Влезши в воду, Березкин застонал, охнул, метнулся, и Глушков, глядя на него, застонал, заходил вокруг бочки.
«Как в родильном доме», – почему-то подумал он.
Березкин на время потерял сознание, и все смешалось в тумане – и военная тревога, и жар болезни. Вдруг замерло, остановилось сердце, и перестала нестерпимо жечь на совесть согретая вода. Потом он пришел в себя, сказал Глушкову:
– Надо пол подтереть.
Но Глушков не видел, как вода пошла через край бочки. Багровое лицо командира полка стало белеть, рот полу открылся, на бритом черепе выступили крупные, показавшиеся Глушкову голубыми, капли пота. Березкин вновь стал терять сознание, но, когда Глушков попытался вытащить его из воды, он внятно произнес:
– Не время, – и закашлялся. А когда приступ кашля прошел, Березкин, не отдышавшись, сказал: – Подлей-ка кипяточку.
Он наконец выбрался из воды, и Глушков, глядя на него, совсем пал духом. Он помог Березкину вытереться и лечь на койку, накрыл его одеялом и шинелями, потом стал накладывать на него все барахло, имевшееся в блиндаже, – плащ-палатки, ватники, ватные штаны.
Когда вернулся Пивоваров, в блиндаже было прибрано. Только в воздухе стоял сырой, банный дух. Березкин лежал тихо, спал. Пивоваров постоял над ним.
«А славное у него лицо, – подумал Пивоваров. – Этот уж заявлений не писал».

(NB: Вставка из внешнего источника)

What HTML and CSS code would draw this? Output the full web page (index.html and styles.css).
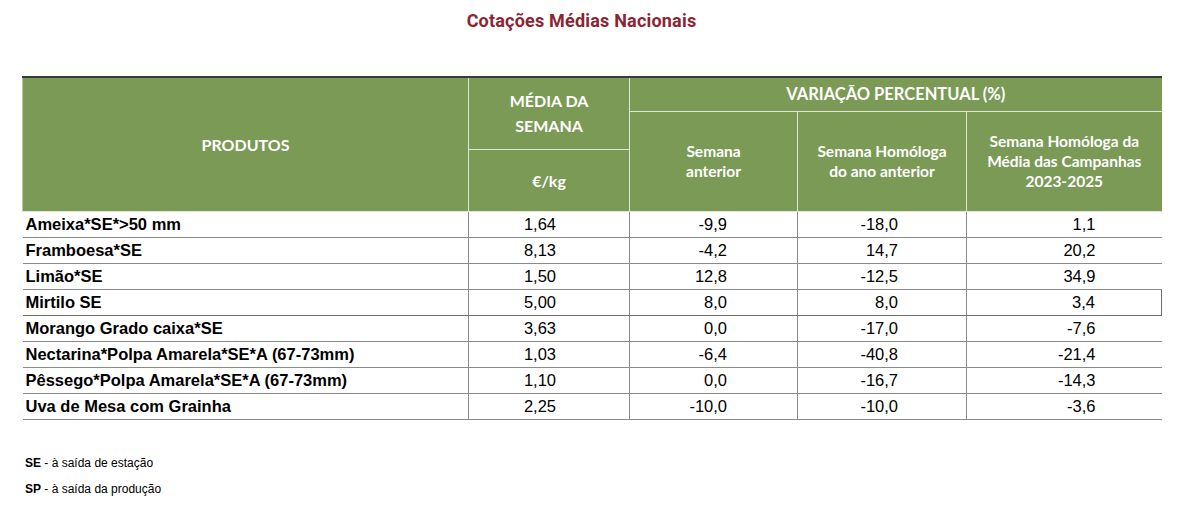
FILE: index.html
```html
<!DOCTYPE html>
<html lang="pt">
<head>
<meta charset="utf-8">
<title>Cotações Médias Nacionais</title>
<link rel="stylesheet" href="styles.css">
</head>
<body>
<div class="page">
  <h1 class="title">Cotações Médias Nacionais</h1>
  <table class="quotes">
    <colgroup>
      <col class="c-prod">
      <col class="c-media">
      <col class="c-v1">
      <col class="c-v2">
      <col class="c-v3">
    </colgroup>
    <thead>
      <tr class="h1">
        <th rowspan="3" class="th-prod">PRODUTOS</th>
        <th rowspan="2" class="th-media">MÉDIA DA<br>SEMANA</th>
        <th colspan="3" class="th-var">VARIAÇÃO PERCENTUAL (%)</th>
      </tr>
      <tr class="h2">
        <th rowspan="2" class="th-sub">Semana<br>anterior</th>
        <th rowspan="2" class="th-sub">Semana Homóloga<br>do ano anterior</th>
        <th rowspan="2" class="th-sub">Semana Homóloga da<br>Média das Campanhas<br>2023-2025</th>
      </tr>
      <tr class="h3">
        <th class="th-unit">€/kg</th>
      </tr>
    </thead>
    <tbody>
      <tr><td class="prod">Ameixa*SE*&gt;50 mm</td><td class="n n1">1,64</td><td class="n n2">-9,9</td><td class="n n3">-18,0</td><td class="n n4">1,1</td></tr>
      <tr><td class="prod">Framboesa*SE</td><td class="n n1">8,13</td><td class="n n2">-4,2</td><td class="n n3">14,7</td><td class="n n4">20,2</td></tr>
      <tr><td class="prod">Limão*SE</td><td class="n n1">1,50</td><td class="n n2">12,8</td><td class="n n3">-12,5</td><td class="n n4">34,9</td></tr>
      <tr class="boxed"><td class="prod">Mirtilo SE</td><td class="n n1">5,00</td><td class="n n2">8,0</td><td class="n n3">8,0</td><td class="n n4 box-end">3,4</td></tr>
      <tr><td class="prod">Morango Grado caixa*SE</td><td class="n n1">3,63</td><td class="n n2">0,0</td><td class="n n3">-17,0</td><td class="n n4">-7,6</td></tr>
      <tr><td class="prod">Nectarina*Polpa Amarela*SE*A (67-73mm)</td><td class="n n1">1,03</td><td class="n n2">-6,4</td><td class="n n3">-40,8</td><td class="n n4">-21,4</td></tr>
      <tr><td class="prod">Pêssego*Polpa Amarela*SE*A (67-73mm)</td><td class="n n1">1,10</td><td class="n n2">0,0</td><td class="n n3">-16,7</td><td class="n n4">-14,3</td></tr>
      <tr><td class="prod">Uva de Mesa com Grainha</td><td class="n n1">2,25</td><td class="n n2">-10,0</td><td class="n n3">-10,0</td><td class="n n4">-3,6</td></tr>
    </tbody>
  </table>
  <div class="notes">
    <p><b>SE</b> - à saída de estação</p>
    <p><b>SP</b> - à saída da produção</p>
  </div>
</div>
</body>
</html>
```
FILE: styles.css
```css
html, body {
  margin: 0;
  padding: 0;
  background: #ffffff;
}

.page {
  padding: 10px 0 0 22px;
  width: 1139px;
  font-family: "Liberation Sans", Arial, sans-serif;
  color: #000;
}

.title {
  margin: 0;
  padding-right: 20px;
  height: 66px;
  text-align: center;
  font-family: Roboto, "Liberation Sans", sans-serif;
  font-weight: 700;
  font-size: 18px;
  line-height: 22px;
  color: #8c2433;
  letter-spacing: 0.2px;
}

.quotes {
  width: 1139px;
  border-collapse: collapse;
  table-layout: fixed;
  border-top: 2px solid #3a3a3a;
}

.c-prod { width: 446px; }
.c-media { width: 161px; }
.c-v1 { width: 168px; }
.c-v2 { width: 169px; }
.c-v3 { width: 195px; }

.quotes th {
  background: #7a9a56;
  color: #ffffff;
  font-family: Lato, "Open Sans", sans-serif;
  font-weight: 700;
  padding: 0;
  border: 1px solid #dfe7d6;
  text-align: center;
  vertical-align: middle;
}

.quotes thead tr:first-child th { border-top: none; }
.quotes .th-prod { border-left: 1px solid #b9c9a6; }
.quotes .th-var, .quotes th:last-child { border-right: none; }

.h1 { height: 34px; }
.h2 { height: 38px; }
.h3 { height: 62px; }

.th-prod { font-size: 16px; }
.th-media { font-size: 16px; line-height: 25px; padding-top: 4px; }
.th-var { font-size: 16.5px; }
.th-unit { font-size: 16px; }
.th-sub { font-size: 15.5px; line-height: 20px; }

.quotes td {
  height: 25px;
  padding: 0;
  font-size: 16.5px;
  border-bottom: 1px solid #8a8a8a;
  border-left: 1px solid #8a8a8a;
  vertical-align: middle;
}

.quotes tbody tr { height: 26px; }

.quotes td.prod {
  border-left: none;
  font-weight: 700;
  padding-left: 3px;
}

.quotes td.n { text-align: right; }
.quotes td.n1 { padding-right: 73px; }
.quotes td.n2 { padding-right: 70px; }
.quotes td.n3 { padding-right: 68px; }
.quotes td.n4 { padding-right: 66px; }

.quotes tr.boxed td { border-top: 1px solid #6e6e6e; border-bottom: 1px solid #6e6e6e; }
.quotes td.box-end { border-right: 1px solid #6e6e6e; }

.notes {
  margin-top: 36px;
  padding-left: 3px;
  font-size: 12px;
}

.notes p {
  margin: 0 0 12px 0;
  line-height: 14px;
}
```
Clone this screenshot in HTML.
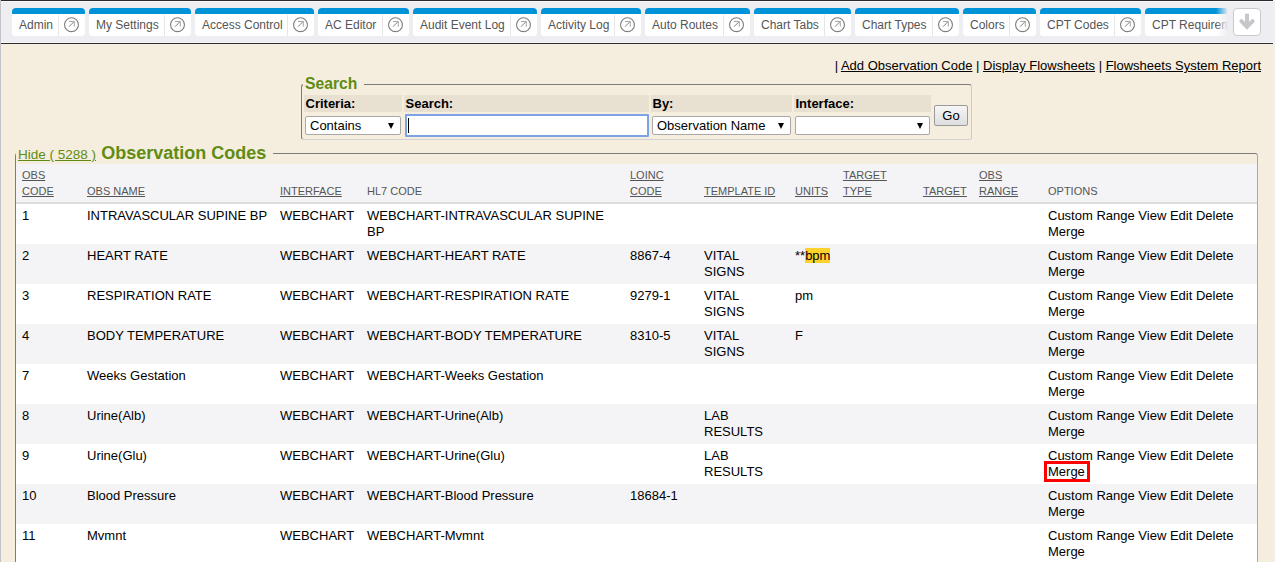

Его весь день тревожило пришедшее воспоминание о том, как он разоблачал лет пять назад своего товарища по двухгодичным курсам, Шмелева, – сегодня, когда стояло это злое, томящее и мучительное затишье, всякая ерунда лезла в голову, лез в голову и Шмелев, искоса глядевший с жалким и горестным лицом, слушавший, как зачитывалось на собрании заявление его друга-приятеля Пивоварова.
Около двенадцати часов ночи Чуйков позвонил по телефону, минуя командира дивизии, в полк, стоявший в поселке Тракторного завода, – его этот полк сильно беспокоил, – разведка доносила, что в этом районе идет особо упорное накапливание немецких танков и пехоты.
– Ну, как там у вас? – раздражаясь, сказал он. – Кто там у вас наконец полком командует? Мне Батюк сказал, что у командира полка какие-то воспаления легких, хочет его на левый берег переправить.
Ответил сиплый голос:
– Я командую полком, подполковник Березкин. Было немного, простыл, а теперь снова в порядке.
– Я слышу, – словно злорадствуя, сказал Чуйков. – Ты охрип сильно, так тебе немец даст попить горячего молока. Приготовил, имей в виду, зальет.
– Понял, товарищ первый, – сказал Березкин.
– А, понял, – проговорил с угрозой Чуйков, – так имей в виду, если вздумаешь отходить, я тебе дам гогель-могелю, не хуже немецкого молока.
Поляков уговорился с Климовым сходить ночью в полк, старику хотелось разузнать о Шапошникове.
Поляков сказал о своем желании Грекову, и тот обрадовался.
– Дуй, дуй, отец, сам немного отдохнешь в тылу, потом расскажешь, как они там.
– С Катькой-то? – спросил Поляков, сообразив, почему Греков одобрил его просьбу.